Now managing his third company, he said learning on the run worked for him.
“The practical experience may be one of the most challenging environments to learn in, mistakes are learnt the hard way but coming out six years later I have amassed a huge volume of knowledge,” he said.
David Fastuca, Chief Designer Officer & Co-founder of Locomote
So many business owners fall into an industry they never expected. Just ask David Fastuca.
Before he launched corporate travel company Locomote, he and his cousin Ross Fastuca were in the multimedia and web design business.
“We knew we wanted our business to be related to technology and design; with Ross being majored in multimedia design and myself in communication design, we’ve always been interested in simplifying and enhancing the way people interact with technology.
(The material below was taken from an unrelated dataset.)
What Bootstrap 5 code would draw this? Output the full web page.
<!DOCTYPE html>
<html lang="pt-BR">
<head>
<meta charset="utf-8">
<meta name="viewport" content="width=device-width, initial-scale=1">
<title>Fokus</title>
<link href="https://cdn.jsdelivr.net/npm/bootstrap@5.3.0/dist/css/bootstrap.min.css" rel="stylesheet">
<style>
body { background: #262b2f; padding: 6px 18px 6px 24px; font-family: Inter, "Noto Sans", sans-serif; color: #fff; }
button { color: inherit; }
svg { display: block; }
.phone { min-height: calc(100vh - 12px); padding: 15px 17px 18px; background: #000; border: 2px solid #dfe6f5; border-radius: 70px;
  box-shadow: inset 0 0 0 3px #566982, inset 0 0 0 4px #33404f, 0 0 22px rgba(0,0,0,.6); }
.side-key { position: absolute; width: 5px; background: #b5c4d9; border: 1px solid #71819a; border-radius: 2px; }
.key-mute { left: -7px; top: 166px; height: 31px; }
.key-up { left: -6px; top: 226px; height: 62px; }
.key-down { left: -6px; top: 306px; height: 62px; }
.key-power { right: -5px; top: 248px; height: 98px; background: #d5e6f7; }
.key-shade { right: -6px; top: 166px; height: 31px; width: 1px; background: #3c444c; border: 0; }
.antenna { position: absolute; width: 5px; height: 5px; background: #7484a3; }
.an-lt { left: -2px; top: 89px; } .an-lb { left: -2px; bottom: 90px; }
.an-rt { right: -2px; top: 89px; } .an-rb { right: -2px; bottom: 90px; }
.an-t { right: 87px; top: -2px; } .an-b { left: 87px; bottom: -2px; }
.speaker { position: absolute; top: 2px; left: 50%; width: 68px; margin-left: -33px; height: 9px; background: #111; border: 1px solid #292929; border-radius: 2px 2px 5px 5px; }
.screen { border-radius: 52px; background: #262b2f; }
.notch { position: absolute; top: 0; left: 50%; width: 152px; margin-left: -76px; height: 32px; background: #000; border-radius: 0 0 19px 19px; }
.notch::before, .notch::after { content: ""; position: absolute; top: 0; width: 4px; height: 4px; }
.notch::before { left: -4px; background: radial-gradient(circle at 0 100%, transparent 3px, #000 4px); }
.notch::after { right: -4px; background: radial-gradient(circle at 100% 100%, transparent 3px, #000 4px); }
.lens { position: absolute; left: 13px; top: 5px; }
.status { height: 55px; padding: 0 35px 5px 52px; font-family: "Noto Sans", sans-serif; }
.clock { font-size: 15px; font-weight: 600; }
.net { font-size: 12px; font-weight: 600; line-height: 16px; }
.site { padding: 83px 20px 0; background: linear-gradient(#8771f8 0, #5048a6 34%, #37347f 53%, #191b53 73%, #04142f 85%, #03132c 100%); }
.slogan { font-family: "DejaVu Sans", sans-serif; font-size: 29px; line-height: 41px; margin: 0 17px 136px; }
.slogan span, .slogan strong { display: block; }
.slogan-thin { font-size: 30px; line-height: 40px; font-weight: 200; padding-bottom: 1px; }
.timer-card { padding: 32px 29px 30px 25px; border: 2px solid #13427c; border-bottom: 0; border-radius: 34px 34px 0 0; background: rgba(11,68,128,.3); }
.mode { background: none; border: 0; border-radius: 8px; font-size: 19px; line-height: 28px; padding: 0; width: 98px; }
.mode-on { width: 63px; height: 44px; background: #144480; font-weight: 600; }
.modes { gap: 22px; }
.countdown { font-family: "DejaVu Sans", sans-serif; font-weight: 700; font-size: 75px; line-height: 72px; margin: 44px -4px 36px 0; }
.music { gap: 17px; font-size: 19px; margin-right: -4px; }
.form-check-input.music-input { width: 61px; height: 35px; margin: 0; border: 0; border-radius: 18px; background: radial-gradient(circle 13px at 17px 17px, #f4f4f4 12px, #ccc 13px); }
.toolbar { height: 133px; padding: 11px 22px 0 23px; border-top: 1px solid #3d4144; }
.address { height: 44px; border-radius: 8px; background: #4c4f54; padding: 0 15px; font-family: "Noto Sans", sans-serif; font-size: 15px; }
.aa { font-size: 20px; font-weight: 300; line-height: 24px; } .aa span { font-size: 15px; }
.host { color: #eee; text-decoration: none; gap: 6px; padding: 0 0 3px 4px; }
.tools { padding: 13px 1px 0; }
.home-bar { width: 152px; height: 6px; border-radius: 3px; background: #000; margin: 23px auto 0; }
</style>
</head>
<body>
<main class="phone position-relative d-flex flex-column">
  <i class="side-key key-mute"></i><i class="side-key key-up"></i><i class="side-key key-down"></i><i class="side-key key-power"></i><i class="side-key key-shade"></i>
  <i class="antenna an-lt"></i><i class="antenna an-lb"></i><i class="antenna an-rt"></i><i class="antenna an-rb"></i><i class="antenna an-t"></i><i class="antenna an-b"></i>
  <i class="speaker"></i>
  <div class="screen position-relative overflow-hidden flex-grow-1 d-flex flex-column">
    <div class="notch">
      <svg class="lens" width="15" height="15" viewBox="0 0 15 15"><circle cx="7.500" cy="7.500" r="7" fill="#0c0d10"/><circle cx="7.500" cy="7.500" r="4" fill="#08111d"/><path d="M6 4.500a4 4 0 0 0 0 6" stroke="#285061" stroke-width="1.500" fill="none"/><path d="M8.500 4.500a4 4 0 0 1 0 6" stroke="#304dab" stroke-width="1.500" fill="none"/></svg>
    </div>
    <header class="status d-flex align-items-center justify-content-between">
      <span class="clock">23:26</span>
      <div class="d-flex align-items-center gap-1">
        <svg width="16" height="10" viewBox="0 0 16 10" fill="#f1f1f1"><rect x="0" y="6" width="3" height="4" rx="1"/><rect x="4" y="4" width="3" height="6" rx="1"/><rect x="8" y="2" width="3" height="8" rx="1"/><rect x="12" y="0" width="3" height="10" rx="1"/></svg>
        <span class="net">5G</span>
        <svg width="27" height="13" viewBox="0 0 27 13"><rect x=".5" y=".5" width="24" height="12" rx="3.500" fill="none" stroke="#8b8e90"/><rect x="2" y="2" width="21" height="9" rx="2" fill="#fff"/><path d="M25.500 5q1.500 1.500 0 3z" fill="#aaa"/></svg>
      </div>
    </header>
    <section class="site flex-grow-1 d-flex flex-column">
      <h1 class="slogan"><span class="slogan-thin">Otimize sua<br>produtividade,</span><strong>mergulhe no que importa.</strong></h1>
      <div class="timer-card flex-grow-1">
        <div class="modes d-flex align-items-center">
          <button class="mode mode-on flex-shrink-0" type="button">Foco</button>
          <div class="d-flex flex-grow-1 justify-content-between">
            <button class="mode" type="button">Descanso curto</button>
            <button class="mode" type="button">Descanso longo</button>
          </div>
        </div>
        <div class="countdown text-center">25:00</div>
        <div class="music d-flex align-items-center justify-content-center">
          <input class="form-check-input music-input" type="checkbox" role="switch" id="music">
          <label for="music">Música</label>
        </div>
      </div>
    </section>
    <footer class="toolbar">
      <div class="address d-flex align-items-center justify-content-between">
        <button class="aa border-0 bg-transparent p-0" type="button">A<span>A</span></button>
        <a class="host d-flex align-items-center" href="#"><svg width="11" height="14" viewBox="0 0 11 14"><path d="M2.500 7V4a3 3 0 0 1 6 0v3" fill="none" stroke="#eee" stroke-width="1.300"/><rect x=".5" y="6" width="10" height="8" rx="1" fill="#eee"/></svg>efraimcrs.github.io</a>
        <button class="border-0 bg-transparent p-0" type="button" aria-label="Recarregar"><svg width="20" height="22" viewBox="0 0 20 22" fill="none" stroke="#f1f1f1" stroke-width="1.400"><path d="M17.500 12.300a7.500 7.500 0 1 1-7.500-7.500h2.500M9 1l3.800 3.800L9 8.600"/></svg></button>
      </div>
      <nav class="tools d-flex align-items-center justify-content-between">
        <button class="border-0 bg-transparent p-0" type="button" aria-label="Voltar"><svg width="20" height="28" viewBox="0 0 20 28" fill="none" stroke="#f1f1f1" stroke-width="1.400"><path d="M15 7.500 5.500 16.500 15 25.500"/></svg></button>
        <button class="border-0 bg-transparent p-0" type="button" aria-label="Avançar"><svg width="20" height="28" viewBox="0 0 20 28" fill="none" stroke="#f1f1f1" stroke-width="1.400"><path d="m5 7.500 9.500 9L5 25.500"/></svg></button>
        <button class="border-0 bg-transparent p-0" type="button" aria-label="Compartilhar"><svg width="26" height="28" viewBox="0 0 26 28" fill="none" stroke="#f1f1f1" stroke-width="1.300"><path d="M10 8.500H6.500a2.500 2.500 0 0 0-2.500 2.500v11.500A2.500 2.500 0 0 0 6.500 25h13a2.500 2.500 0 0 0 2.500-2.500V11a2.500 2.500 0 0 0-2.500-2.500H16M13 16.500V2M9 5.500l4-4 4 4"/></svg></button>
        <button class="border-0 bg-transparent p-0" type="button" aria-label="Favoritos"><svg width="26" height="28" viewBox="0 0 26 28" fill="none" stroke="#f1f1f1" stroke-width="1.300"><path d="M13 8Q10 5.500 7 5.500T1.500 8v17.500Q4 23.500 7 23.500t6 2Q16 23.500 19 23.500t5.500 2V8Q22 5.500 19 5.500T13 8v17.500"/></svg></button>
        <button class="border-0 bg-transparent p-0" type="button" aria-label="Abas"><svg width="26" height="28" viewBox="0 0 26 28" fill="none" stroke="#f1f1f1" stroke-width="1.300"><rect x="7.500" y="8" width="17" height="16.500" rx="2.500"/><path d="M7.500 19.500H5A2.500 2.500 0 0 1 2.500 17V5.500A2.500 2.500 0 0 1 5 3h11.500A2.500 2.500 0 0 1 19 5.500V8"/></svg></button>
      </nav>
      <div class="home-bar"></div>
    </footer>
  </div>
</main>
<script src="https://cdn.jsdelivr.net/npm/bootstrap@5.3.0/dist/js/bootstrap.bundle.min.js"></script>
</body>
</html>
“Locomote was our opportunity to create a great user experience and seamless interface, unlike any other platforms already out there.”
They created the platform after a chance meeting with now CEO and Executive Chairman Philip Weinman who wanted to make business travel easier for his company, Deasil Management Group. The pair recognised the potential to expand Locomote as a corporate travel entity for other firms and the concept took off.
Fastuca said they upskilled by employing others and leveraging off their expertise, but then had to learn how to manage people in turn.
“One of our biggest learnings was in regards to people management -- there’s a huge difference between being just the two of us in the company and having a team that subdivides into smaller teams, including sales, IT, communications and more,” he said.
The pair undertook a few small business courses although Fastica admitted most of their learning was on the job.
“We have a number of mentors within Locomote, who have guided us,” he said.
“The knowledge and skills can come from different sources, a course, a new client, a mentor, but the experience is the same. In the end, you learn not only about a particular skill but about yourself.”